Think of how much money businesses have wasted telling stockholders about the extracurricular benefits paid to executives. All the wear and tear on adding machines to total up the club dues, the chauffeur's salary, the monthly Mercedes payments. To say nothing of the outrageous cost of shrinking those numbers into flea-size type and hiding them amongst the footnotes in reports to stockholders. Think of how much time stockholders wasted reading those footnotes.
By the logic of the SEC, the untold hundreds of dollars saved by not disclosing details of executive compensation will no doubt be invested in capital equipment, new factories and new research that eventually will trickle down into jobs for unemployed. (If you believe that, I've got a supply-side tax cut to sell you.)
The sad reality is that any piddling savings from weakening the reporting requirements will be more than offset by the new perquisites that are likely to be paid as the result of the new policy.
Anyone who understands the workings of regulations knows what happens when the government establishes a threshold for the enforcement of any rule--all the action tends to take place right outside the door.
By requiring companies to report executive fringe benefits that amount to more than 10 percent of cash compensation (or $25,000 a year, which ever is less), the SEC has created a free fire zone.
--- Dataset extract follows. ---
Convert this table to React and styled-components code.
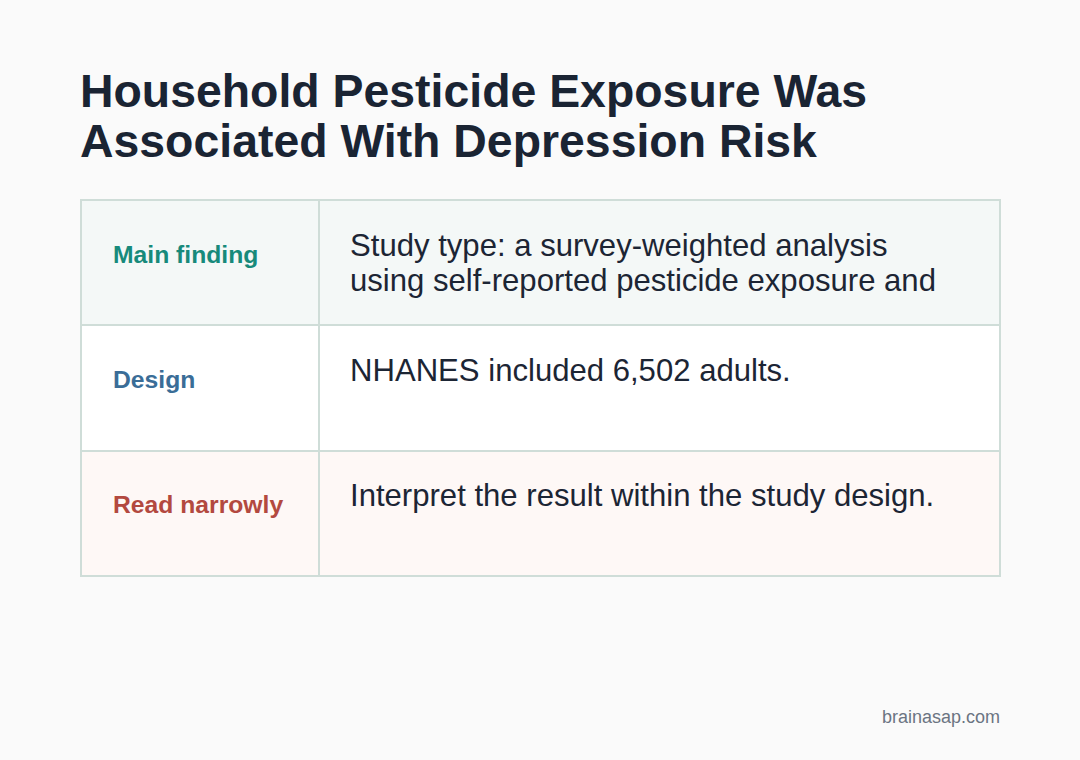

Anything up to 10 percent is unreported, unregulated and usually untaxed.
Back in the days when perks had to be reported to the stockholders, many executives hesitated to ask for them. Board members and top management understand that a lot of stockholders resent imperial executives.
It doesn't look good to give an interest-free mortgage to a $100,000-a-year vice president, to subsidize country club dues for people who can afford to pay their own greens fees or to lease a Lincoln for the boss.
As even the five SEC members must understand, any disincentive for digression was destroyed by the 10 percent threshhold. The threshold becomes a ceiling for unreported income. The first 10 percent is free. You can drive a mighty long gravy train through that loophole.
Executives of the old Auto-Train Corp. got away with giving themselves a private railroad car as a perk back in the days before the Carter administration demanded disclosure of freebies.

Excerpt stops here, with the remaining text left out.